The spring-action, 1872-vintage guillotine occupies a prime position in a Crime and Punishment exhibition that has evolved from a small show to a popular hit in the French capital. Yet the scaffold nearly was banished because it was considered too repugnant for a gallery showing.
For the Musée d’Orsay, allowing the veiled guillotine was a contentious step, so fraught that it posts alerts on its Web site warning that the exhibition of more than 400 art works from Goya to Picasso may be disturbing for younger visitors. Those admonitions are largely unheeded. The artful mayhem — images of severed heads, amputated body parts, pale blue corpses and damsels with blood on their hands and daggers — is drawing up to 4,000 people a day, nearly double the usual traffic for special exhibitions.
Group reservations for the local lycées are sold out through the end of the show on June 10 and two-hour lines outside are crowded with visitors from a demographic group — ages 15 to 25 — that is ordinarily elusive for museums.
They linger by the guillotine, which is watched over by the glowing red eyes of a Lucifer portrait by Franz von Stuck. For this generation, it is a first introduction since the guillotine had been hidden from public view for 25 years to let passions cool after the death penalty was abolished in 1981.

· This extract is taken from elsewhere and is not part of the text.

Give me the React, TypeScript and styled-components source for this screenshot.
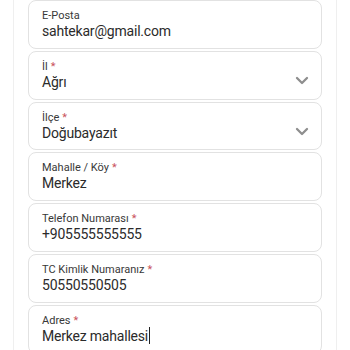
import React from 'react';
import styled, { createGlobalStyle } from 'styled-components';

const GlobalStyle = createGlobalStyle`
    html, body {
        margin: 0;
        padding: 0;
        background: #ffffff;
        overflow: hidden;
    }
    body {
        font-family: Roboto, "Noto Sans", "Liberation Sans", sans-serif;
    }
`;

const StyledPage = styled.div`
    margin: 0 13px;
    min-height: 350px;
    border-left: 1px solid #efefef;
    border-right: 1px solid #efefef;
    padding: 0 14px;
    display: flex;
    flex-direction: column;
    gap: 2px;
`;

const StyledField = styled.div`
    box-sizing: border-box;
    height: 48.8px;
    border: 1px solid #e2e2e2;
    border-radius: 8px;
    padding: 8px 12px 0 13px;
    display: flex;
    align-items: center;
    gap: 8px;
`;

const StyledText = styled.div`
    flex: 1;
    display: flex;
    flex-direction: column;
    align-self: flex-start;
`;

const StyledLabel = styled.div`
    font-size: 11px;
    line-height: 13px;
    color: #383838;
`;

const StyledAsterisk = styled.span`
    color: #c9525c;
    margin-left: 3px;
`;

const StyledValue = styled.div`
    font-size: 14px;
    line-height: 18px;
    letter-spacing: -0.2px;
    color: #2b2b2b;
    display: flex;
    align-items: center;
`;

const StyledCaret = styled.span`
    display: inline-block;
    width: 1px;
    height: 17px;
    margin-left: 1px;
    background: #222222;
`;

const StyledChevron = styled.svg`
    width: 14px;
    height: 9px;
    margin-top: 3px;
    flex-shrink: 0;
`;

type Field = {
    label: string;
    value: string;
    required?: boolean;
    select?: boolean;
    caret?: boolean;
};

const fields: Field[] = [
    { label: 'E-Posta', value: 'sahtekar@gmail.com' },
    { label: 'İl', value: 'Ağrı', required: true, select: true },
    { label: 'İlçe', value: 'Doğubayazıt', required: true, select: true },
    { label: 'Mahalle / Köy', value: 'Merkez', required: true },
    { label: 'Telefon Numarası', value: '+905555555555', required: true },
    { label: 'TC Kimlik Numaranız', value: '50550550505', required: true },
    { label: 'Adres', value: 'Merkez mahallesi', required: true, caret: true },
];

const Chevron = (): JSX.Element => (
    <StyledChevron viewBox="0 0 14 9">
        <path d="M2 2 L7 7 L12 2" fill="none" stroke="#8e8e8e" strokeWidth="2.3" strokeLinecap="round" strokeLinejoin="round" />
    </StyledChevron>
);

const App = (): JSX.Element => (
    <>
        <GlobalStyle />
        <StyledPage>
            {fields.map((field) => (
                <StyledField key={field.label}>
                    <StyledText>
                        <StyledLabel>
                            {field.label}
                            {field.required && <StyledAsterisk>*</StyledAsterisk>}
                        </StyledLabel>
                        <StyledValue>
                            {field.value}
                            {field.caret && <StyledCaret />}
                        </StyledValue>
                    </StyledText>
                    {field.select && <Chevron />}
                </StyledField>
            ))}
        </StyledPage>
    </>
);

export default App;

During exile, the scaffold was stockpiled in a heap of wood, shuffled among museums and passed to government institutions where it was happily misplaced.
Today it still evokes powerful loathing. Six years ago, the Louvre museum considered mounting the Crime and Punishment exhibition, but the museum’s president, Henri Loyrette, shied away. Within the Musée d’Orsay, most art curators opposed exhibiting the guillotine as did the museum’s president, Guy Cogeval.
“Many curators inside the house said it’s not done — it’s gruesome,” recalled Mr. Cogeval, who assumed leadership of the museum in 2008. “The majority was against it, but an artistic project is never a democratic process and I listened to the two curators and they were very adamant about having the guillotine. And I think they were right.”
Those curators — Jean Clair, 69, an art historian, and Robert Badinter, 82, a former justice minister — were so obstinate that they threatened to quit the project without La Veuve, or the Widow, according to Mr. Clair.
In an interview, he recalled a week of wrangling with museum officials that ended with a simple ultimatum: “C’est ça ou rien du tout.” All or nothing.
For Mr. Cogeval, the stubbornness was simply “a bit of theater and that is the lyrical aspect of preparing the show.” Yet Mr. Badinter and Mr. Clair believe the guillotine is essential to the exhibition because it remains a potent symbol of opposition to the death penalty.
“You have to first look to see what the guillotine is,” Mr. Clair said, citing Victor Hugo from “Les Misérables”: “One can have a certain indifference about the death penalty, not quite knowing whether to say yes or no, until one sees with their own eyes a guillotine.”
It was Mr. Badinter, a lawyer and a key figure in the abolition of the French death penalty, who embarked on a personal odyssey to create an art exhibition that explored justice, punishment and man's drive to kill.
“Why was I sure of the success of the exhibition? What does the world watch on television today — crime, the police, the police commissioner, the judges, the lawyers. Crime is an enduring fascination for humans,” said Mr. Badinter, who is working on an opera based on the novel “Crime and Punishment.”